Work to do:
Go through the entries below and count the lines holding the word "that". Reply with only the number, please.

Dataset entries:
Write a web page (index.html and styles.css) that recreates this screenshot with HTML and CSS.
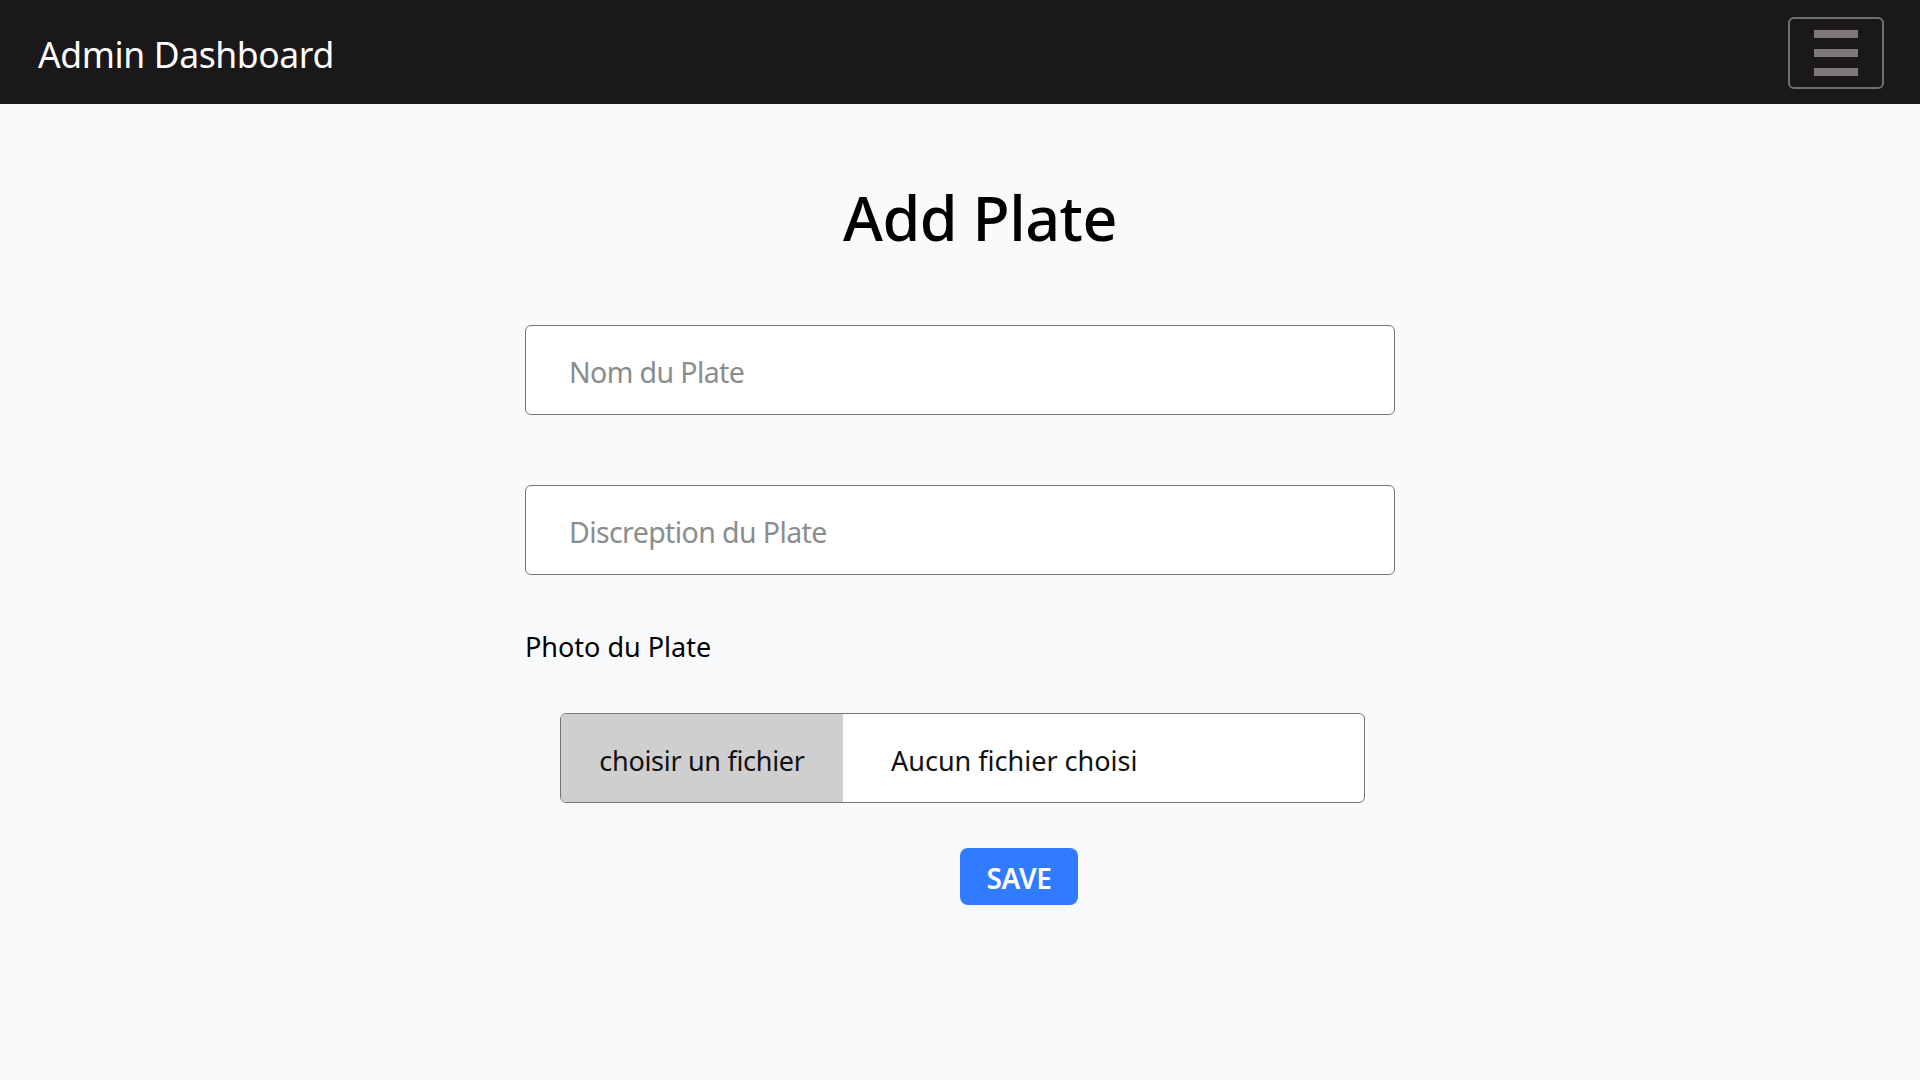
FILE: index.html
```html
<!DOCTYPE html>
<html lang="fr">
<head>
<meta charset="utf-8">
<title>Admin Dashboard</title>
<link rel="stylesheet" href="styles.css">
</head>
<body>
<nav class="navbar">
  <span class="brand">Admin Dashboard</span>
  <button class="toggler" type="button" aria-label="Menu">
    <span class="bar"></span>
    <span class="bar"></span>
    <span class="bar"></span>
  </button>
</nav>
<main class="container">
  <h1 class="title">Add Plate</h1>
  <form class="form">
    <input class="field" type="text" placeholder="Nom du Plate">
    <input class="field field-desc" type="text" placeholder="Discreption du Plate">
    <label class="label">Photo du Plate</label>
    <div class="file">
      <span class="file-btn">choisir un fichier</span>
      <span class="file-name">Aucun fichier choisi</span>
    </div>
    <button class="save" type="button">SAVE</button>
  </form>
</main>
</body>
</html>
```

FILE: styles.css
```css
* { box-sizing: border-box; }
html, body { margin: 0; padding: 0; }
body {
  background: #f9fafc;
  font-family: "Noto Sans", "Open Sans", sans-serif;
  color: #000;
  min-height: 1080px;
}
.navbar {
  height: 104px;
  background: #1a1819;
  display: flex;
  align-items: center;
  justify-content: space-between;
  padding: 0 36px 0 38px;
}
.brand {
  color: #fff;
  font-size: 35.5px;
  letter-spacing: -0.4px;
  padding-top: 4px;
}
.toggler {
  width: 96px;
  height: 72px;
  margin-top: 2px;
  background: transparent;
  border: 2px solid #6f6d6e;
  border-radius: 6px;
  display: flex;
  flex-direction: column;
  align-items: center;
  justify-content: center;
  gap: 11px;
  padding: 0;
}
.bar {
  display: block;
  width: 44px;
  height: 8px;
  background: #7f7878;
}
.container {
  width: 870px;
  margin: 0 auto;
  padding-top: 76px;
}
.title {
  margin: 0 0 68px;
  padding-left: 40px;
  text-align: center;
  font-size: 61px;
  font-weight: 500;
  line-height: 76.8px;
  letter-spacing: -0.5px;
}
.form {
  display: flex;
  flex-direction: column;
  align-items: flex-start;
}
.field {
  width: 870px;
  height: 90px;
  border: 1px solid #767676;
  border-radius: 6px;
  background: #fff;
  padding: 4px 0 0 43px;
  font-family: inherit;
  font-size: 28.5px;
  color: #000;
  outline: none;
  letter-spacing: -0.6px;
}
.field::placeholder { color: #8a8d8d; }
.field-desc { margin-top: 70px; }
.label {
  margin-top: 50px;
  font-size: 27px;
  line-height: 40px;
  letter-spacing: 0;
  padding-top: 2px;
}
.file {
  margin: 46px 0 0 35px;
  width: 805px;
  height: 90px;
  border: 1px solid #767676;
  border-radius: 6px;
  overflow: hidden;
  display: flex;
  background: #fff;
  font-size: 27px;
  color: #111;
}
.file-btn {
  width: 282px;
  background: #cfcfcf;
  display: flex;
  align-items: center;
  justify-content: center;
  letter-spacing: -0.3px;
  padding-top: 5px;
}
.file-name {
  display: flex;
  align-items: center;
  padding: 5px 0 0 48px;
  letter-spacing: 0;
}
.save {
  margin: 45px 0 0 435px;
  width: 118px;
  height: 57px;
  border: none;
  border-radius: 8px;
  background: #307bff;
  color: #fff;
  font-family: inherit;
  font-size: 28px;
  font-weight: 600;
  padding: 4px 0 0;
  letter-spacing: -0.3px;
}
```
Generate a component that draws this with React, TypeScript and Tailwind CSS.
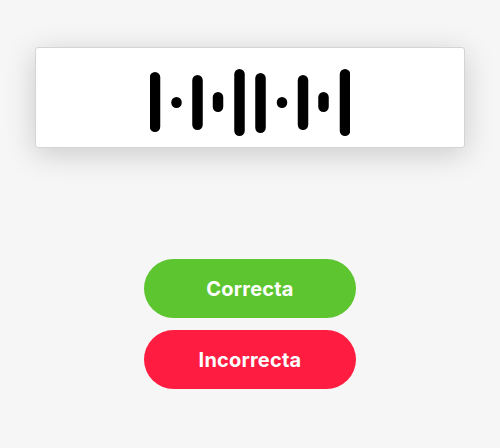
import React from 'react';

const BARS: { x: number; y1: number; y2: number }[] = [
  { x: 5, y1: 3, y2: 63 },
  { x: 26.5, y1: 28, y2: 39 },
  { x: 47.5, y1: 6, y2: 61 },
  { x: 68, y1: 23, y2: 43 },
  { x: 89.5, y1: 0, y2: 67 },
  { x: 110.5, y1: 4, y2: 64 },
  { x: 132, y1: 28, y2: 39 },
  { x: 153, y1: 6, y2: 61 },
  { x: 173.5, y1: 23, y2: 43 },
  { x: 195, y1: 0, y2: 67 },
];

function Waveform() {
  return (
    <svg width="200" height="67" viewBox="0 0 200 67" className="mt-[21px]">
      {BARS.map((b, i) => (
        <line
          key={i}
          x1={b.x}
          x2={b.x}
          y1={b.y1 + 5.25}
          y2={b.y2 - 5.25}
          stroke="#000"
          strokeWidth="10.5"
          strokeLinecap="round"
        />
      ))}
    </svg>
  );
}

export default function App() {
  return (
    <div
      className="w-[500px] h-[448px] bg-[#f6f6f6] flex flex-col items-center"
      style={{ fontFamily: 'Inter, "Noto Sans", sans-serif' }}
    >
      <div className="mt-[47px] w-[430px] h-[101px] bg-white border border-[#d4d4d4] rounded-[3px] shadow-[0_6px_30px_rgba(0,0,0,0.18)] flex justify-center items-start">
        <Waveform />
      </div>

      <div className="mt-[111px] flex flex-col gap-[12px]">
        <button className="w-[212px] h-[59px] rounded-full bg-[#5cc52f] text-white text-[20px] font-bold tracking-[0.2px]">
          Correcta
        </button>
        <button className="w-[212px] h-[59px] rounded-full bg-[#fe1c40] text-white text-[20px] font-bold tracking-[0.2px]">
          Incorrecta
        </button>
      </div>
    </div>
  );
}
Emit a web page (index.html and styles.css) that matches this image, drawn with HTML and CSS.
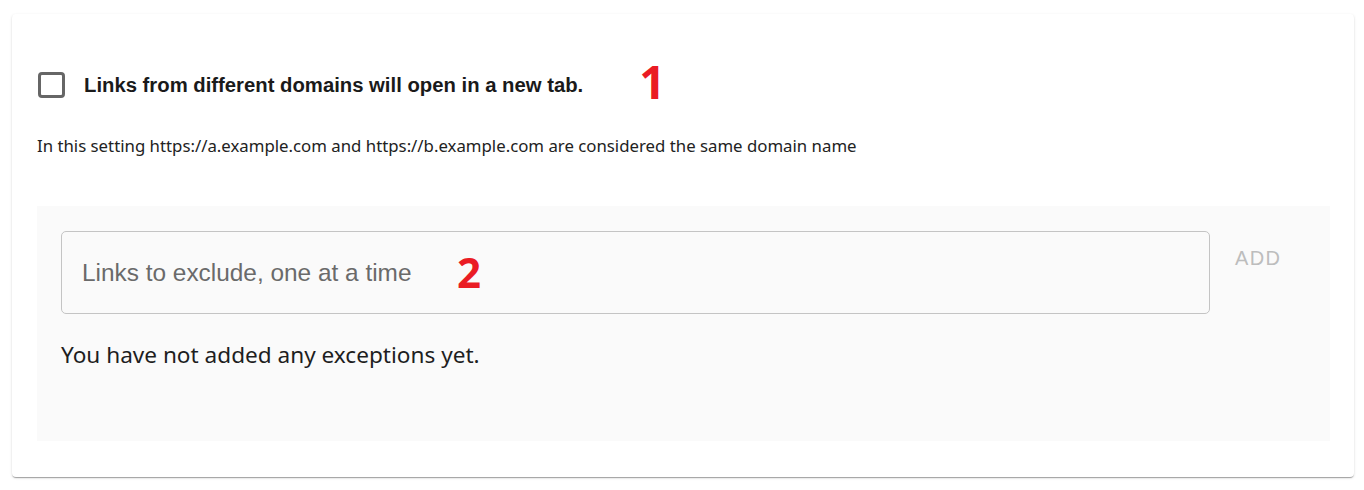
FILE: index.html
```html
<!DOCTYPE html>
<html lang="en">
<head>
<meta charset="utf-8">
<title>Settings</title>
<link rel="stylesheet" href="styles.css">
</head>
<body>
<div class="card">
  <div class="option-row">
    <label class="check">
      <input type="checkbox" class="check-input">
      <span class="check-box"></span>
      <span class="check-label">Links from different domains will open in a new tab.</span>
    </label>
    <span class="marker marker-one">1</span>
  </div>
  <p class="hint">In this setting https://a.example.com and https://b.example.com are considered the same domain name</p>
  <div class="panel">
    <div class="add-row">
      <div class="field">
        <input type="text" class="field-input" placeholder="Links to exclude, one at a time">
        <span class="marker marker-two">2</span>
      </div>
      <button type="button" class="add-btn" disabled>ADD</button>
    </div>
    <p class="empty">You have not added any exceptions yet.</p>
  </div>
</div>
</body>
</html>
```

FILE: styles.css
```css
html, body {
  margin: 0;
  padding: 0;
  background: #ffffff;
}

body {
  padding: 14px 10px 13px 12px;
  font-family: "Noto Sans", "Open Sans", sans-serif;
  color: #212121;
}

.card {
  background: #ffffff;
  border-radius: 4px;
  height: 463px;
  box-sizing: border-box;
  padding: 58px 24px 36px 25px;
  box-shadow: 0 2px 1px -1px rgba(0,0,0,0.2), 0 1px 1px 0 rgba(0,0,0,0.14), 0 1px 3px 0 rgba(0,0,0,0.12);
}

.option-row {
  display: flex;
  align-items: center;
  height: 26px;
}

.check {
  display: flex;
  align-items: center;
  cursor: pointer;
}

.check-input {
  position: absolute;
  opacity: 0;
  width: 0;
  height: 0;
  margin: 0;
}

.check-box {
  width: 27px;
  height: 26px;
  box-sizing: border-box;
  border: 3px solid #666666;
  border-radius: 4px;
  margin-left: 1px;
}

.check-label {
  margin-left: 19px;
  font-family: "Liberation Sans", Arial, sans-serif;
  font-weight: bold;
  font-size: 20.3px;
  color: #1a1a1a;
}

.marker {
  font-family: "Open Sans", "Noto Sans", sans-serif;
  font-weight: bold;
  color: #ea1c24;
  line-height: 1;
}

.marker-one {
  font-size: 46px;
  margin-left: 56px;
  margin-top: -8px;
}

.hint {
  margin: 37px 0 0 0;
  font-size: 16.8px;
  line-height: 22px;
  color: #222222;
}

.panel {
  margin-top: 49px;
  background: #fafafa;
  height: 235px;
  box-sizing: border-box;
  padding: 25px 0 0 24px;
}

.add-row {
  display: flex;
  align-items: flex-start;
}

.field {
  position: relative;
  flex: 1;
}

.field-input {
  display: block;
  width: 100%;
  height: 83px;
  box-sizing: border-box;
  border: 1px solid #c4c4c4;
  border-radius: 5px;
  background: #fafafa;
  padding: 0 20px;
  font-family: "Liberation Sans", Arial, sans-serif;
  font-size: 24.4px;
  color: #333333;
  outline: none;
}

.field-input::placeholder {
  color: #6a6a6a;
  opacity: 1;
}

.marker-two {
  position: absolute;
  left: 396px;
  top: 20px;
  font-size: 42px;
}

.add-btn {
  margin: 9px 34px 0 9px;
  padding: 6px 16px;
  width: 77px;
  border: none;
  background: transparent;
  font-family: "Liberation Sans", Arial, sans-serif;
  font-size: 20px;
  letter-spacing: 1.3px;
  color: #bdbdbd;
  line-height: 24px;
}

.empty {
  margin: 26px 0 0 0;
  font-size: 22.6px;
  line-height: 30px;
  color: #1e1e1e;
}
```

Solution to this exercise:
3